Exercise aim: Report the count of lines below that include "React", without any other text.

Provided material:
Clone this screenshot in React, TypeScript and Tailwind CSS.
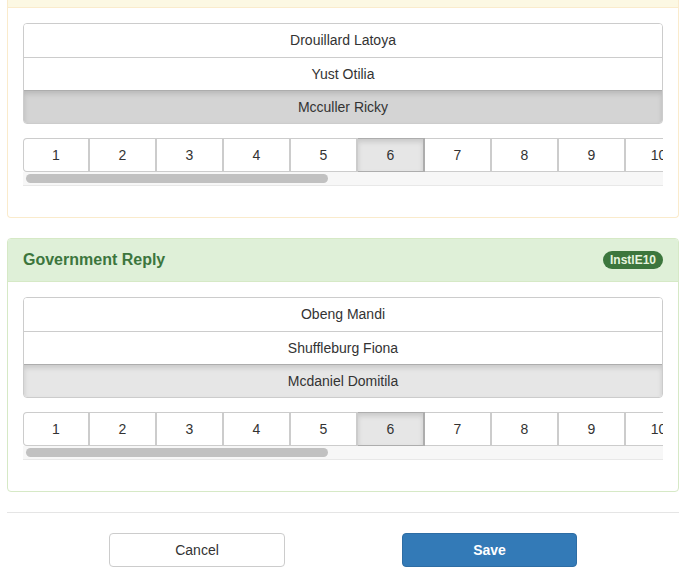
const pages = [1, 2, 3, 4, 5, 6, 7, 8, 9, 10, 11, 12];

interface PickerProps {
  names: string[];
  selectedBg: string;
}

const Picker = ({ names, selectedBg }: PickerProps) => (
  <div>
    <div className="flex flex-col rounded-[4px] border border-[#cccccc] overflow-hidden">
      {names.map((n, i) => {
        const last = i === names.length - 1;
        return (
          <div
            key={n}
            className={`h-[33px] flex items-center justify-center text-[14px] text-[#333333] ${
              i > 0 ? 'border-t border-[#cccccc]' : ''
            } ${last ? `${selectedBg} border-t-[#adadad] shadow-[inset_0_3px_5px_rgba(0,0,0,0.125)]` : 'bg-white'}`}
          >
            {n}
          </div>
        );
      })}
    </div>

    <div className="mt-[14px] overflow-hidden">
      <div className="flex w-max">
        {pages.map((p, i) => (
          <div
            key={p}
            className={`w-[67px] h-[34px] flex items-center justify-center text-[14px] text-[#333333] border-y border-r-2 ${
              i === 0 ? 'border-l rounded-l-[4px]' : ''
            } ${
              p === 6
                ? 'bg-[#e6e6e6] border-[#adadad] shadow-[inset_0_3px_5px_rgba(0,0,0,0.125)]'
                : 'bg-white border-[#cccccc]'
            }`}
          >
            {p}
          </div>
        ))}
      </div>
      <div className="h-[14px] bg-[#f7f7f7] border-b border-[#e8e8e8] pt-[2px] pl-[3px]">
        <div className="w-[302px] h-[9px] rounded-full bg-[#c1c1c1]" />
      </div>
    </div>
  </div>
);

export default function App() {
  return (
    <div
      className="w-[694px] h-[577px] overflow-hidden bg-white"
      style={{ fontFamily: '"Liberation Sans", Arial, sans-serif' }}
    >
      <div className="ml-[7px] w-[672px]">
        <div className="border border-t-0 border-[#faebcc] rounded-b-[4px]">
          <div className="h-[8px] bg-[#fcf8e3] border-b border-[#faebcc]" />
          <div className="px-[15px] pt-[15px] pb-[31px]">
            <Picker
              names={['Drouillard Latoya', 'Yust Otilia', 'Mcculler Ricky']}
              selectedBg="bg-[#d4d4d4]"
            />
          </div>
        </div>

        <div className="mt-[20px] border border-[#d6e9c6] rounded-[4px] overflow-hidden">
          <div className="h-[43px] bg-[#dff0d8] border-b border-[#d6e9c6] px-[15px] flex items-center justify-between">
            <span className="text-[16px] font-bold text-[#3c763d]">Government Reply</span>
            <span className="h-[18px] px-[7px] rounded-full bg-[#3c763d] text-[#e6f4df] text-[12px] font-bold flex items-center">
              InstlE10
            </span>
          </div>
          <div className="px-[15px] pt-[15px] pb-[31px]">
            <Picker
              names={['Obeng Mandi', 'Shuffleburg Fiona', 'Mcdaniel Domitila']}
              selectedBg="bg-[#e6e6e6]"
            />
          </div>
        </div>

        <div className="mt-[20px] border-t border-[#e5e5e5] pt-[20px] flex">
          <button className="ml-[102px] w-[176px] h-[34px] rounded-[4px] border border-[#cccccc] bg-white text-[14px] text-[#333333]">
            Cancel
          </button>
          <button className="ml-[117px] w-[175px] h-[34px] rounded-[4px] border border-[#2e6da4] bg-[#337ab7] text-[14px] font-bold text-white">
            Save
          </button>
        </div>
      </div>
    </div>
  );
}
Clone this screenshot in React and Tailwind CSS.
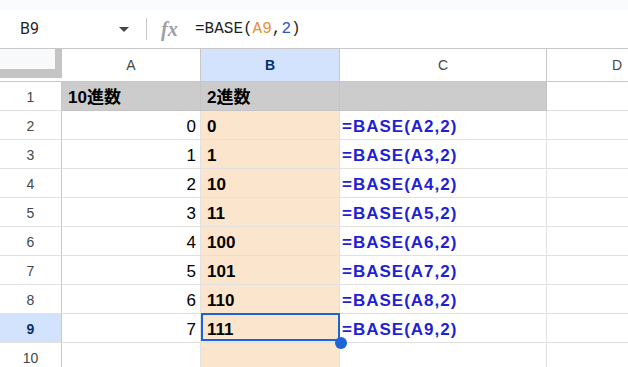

Exercise result: 2